Aesthetic enhancements aside, there is a practical objective to the company's fastidious focus on acquiring and restoring more buildings.
"The employment projections are big," Ziel said. "That's why we're doing the options."
Sales at Urban's stores and online have increased across the board an average 23 percent a year over the last decade. Last year, it opened 33 stores in North America and Europe, its newest frontier.
Urban's manufacturing is done mostly overseas. But everyone from its chief executive officer down to its designers are at the Navy Yard offices, where the workforce has almost doubled, from 634 in 2006 to an estimated 1,200 by the end of this year, according to departing chief financial officer John Kyees.

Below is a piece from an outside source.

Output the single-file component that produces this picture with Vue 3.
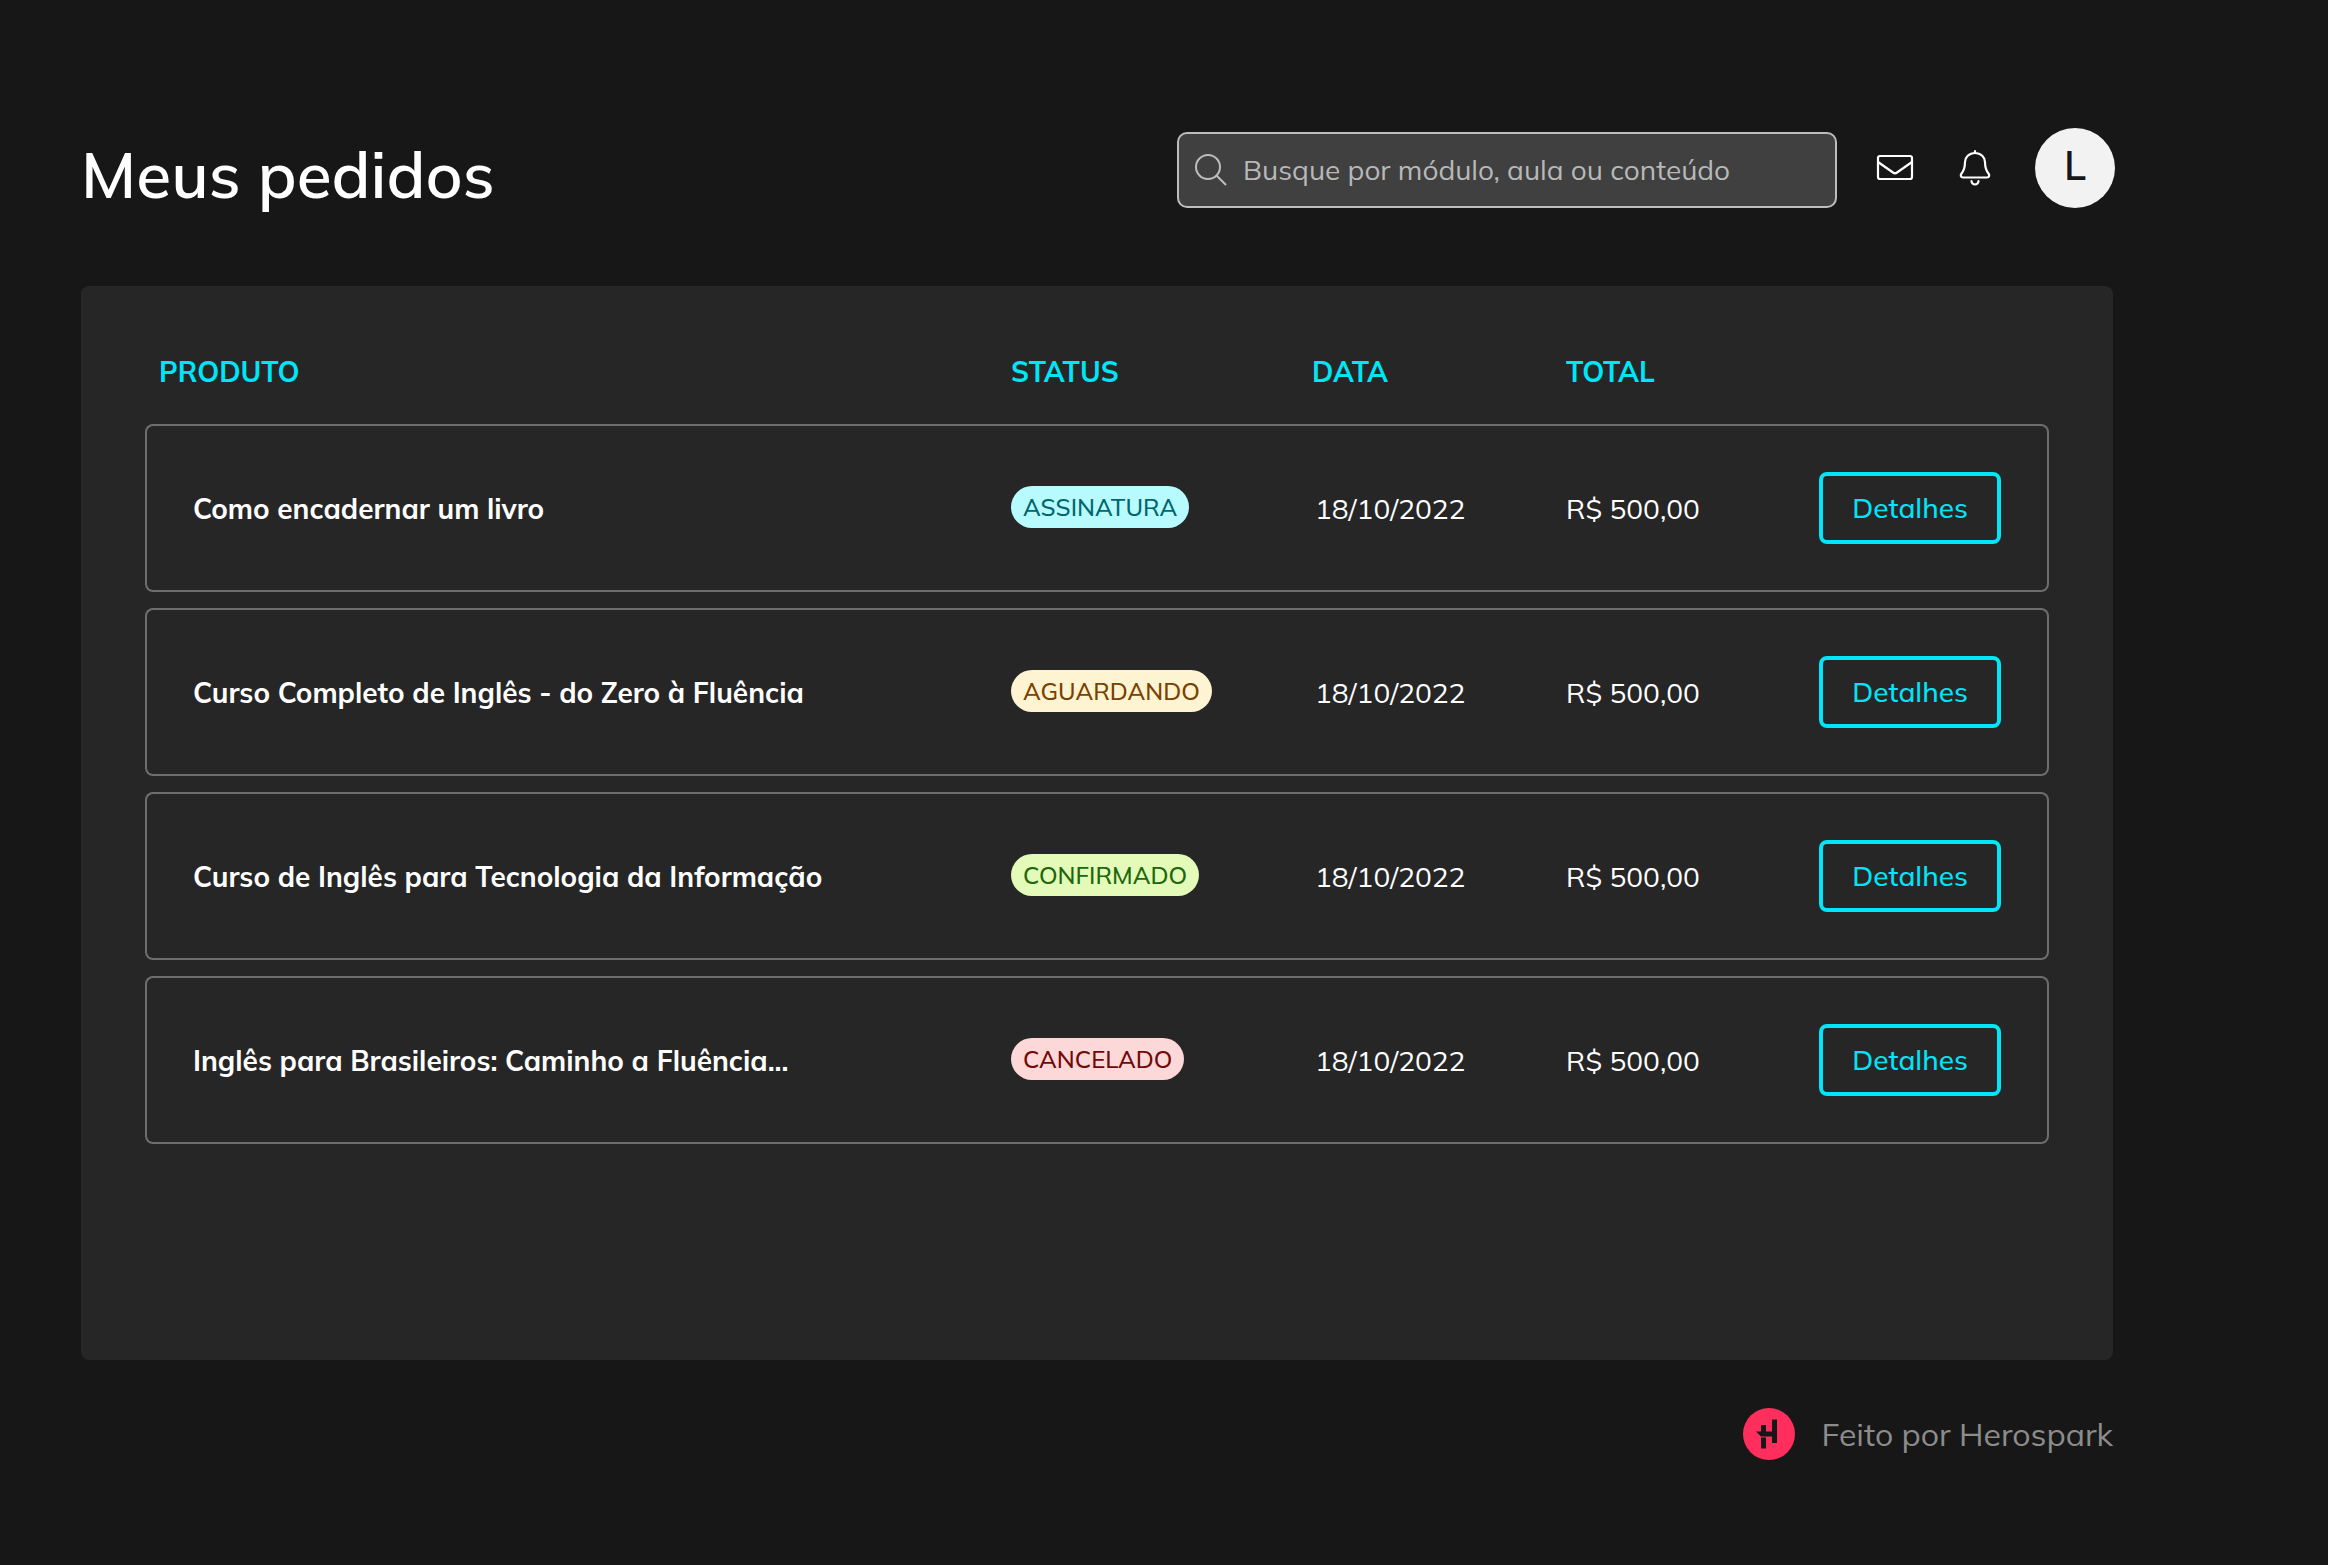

The company is opening 45 stores this year - Ziel heads to Europe this week for two planned in the United Kingdom and one in Germany. And in 2011, it plans to launch two new brands: a still-unnamed wedding store and a chain that will showcase its Leifsdottir clothing line.
Urban is exempt from paying various taxes by being in one of the Navy Yard's Keystone Opportunity Zones. Through 2025, it will not have to pay state corporate taxes or city real estate, business privilege, and sales taxes, Grady said, but its employees must pay the city wage tax. He said he believed the company was paying back in many other ways.
"Urban Outfitters is a perfect example of a company that has now invested $140 million of their private capital in the renewal of these assets," he said.
CEO Glen T. Senk said it was exciting to report to work at the Navy Yard - as exciting as building any new store within the company.
"It's always a very emotional, thrilling moment to build things," said Senk, who was installed a few years ago as part of a succession plan for company founder Hayne.
What happens when Urban runs out of things to build?
"I don't think we'll run out," Senk said. "It's a big world."